■ **Dataset section**:
▬▬▬
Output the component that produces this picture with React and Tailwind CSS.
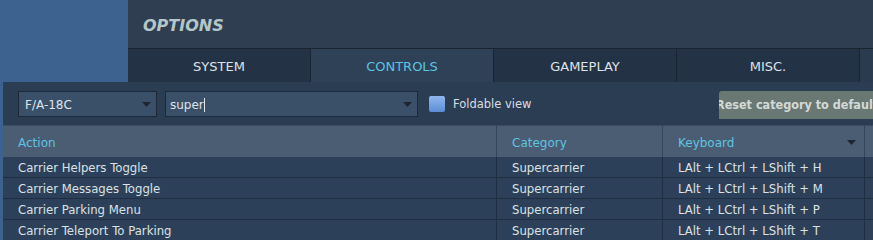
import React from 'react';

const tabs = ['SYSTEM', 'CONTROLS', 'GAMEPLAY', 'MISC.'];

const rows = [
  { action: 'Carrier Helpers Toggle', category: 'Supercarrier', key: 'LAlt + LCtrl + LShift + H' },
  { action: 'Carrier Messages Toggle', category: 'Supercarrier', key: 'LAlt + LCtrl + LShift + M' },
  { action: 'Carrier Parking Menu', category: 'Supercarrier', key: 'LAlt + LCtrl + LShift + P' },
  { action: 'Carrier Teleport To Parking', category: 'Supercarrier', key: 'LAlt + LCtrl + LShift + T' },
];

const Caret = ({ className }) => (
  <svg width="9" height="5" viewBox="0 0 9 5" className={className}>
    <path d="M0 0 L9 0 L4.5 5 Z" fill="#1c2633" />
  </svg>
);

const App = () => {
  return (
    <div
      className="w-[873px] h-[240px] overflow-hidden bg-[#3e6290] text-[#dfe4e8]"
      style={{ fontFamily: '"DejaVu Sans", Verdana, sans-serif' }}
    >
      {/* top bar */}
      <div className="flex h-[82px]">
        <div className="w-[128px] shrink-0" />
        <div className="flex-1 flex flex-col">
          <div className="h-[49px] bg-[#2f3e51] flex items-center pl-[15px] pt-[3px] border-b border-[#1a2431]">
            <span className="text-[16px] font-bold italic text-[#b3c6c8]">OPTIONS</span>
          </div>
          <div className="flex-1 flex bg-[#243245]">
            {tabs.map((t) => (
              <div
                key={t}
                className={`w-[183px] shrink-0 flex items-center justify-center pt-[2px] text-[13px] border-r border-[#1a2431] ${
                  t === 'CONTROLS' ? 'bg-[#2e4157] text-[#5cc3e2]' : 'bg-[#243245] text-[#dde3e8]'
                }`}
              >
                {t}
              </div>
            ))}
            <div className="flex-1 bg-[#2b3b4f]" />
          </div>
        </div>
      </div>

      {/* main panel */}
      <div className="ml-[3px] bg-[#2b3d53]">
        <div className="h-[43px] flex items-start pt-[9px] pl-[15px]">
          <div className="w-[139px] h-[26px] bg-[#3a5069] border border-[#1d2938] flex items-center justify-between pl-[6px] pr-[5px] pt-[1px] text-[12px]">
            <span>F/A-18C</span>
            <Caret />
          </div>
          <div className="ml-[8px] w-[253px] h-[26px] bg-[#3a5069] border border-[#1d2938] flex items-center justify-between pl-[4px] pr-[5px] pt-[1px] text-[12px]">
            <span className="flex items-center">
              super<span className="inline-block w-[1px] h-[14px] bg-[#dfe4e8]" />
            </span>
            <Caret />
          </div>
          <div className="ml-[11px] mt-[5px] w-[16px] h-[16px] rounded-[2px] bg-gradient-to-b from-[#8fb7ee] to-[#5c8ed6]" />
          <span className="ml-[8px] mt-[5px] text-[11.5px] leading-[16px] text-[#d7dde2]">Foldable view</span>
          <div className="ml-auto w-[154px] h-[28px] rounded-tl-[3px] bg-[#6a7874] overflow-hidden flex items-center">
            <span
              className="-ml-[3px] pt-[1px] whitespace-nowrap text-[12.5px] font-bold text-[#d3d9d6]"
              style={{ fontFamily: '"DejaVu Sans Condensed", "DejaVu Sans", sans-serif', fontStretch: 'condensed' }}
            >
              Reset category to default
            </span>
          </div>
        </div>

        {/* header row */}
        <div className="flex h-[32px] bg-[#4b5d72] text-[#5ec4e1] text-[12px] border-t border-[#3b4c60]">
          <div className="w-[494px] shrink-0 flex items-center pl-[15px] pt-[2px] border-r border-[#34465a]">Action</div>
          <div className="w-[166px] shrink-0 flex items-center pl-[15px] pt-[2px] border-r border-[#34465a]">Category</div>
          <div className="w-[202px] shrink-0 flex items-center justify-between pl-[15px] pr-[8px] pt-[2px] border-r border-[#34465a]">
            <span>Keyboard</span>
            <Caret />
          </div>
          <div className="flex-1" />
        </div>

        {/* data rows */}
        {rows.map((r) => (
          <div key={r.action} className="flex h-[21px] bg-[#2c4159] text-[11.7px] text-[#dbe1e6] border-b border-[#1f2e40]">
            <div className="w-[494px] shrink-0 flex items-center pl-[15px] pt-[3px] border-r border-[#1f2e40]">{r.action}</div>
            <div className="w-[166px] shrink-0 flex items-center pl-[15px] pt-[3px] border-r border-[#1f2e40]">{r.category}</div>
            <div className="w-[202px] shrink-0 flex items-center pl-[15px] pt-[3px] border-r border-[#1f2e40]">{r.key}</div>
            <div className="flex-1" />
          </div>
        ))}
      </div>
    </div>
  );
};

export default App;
▬▬▬
■ **Set task**:
Report how many lines of the listing above include the word "React". Say nothing but the number.

■ **Answer to the exercise**:
2